Monday, March 26, 2007

In which I realize I was really smart to stop at two

I had four children yesterday.

Well, I didn't *have* four children yesterday, as in I didn't unexpectedly give birth to quadruplets, but I did have two extra girls. And I am now bowing down to those of you who have four or more children. Or three, for that matter. I am not worthy (heh, I just typed wrong and wrote: I am not warty. Well, I'm not warty either, but I'm definitely not worthy.) You have greater stamina, patience, organizational skills, and perhaps access to stronger stimulants than I do. I am in awe.

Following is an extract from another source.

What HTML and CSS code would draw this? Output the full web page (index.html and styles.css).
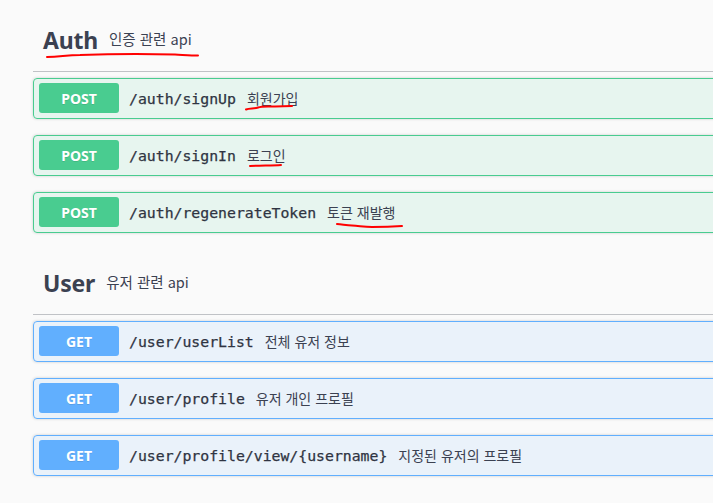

I've had children over before, loads of them, loads of times. But this time I needed to get the groceries done, and, well, it was an afternoon the staff at Brown's Independent isn't going to forget in a hurry.

It all started when I was picking up Leah from a sleepover at her friend Ellie's. I was running late, and said to Heather, Ellie's mom, "Am I the last one?". She said, "No, Alora's still here." Alora's mom, Londia, is the wonderful person who took my girls overnight last weekend when my ex cancelled at the last minute, allowing me to go to a St. Paddy's Day party and have way too much to drink and swear off whiskey forever. As Heather and I were chatting, Londia showed up. She looked horrible. Her skin was grey and her eyes were sunken. My first thought was 'that's the worst hangover I've ever seen' (judging others by my own actions, you see), but she cracked open the door and said, "I'm so sick. I have the stomach flu. I'm just going to wait out here. Could you send Alora out?" We walked our girls out to the cars and I watched her trying to buckle Alora into her booster. "Is Ben home?", I asked. "No, he's out of town", she said.

"OK", I said, "Let me take the girls for you this afternoon. Go home and sleep." She argued with me for a couple of seconds and then unbuckled Lynona, who was in the truck, and we got them into my car. So there we were -- two seven-year-olds, two four-year-olds and me. "OK girls, we're going on an adventure. I have to go to the grocery store, but it'll be quick. A lightning strike. If you can all behave nicely at the grocery store, I'll buy you all treats for a snack." That oughta work, right??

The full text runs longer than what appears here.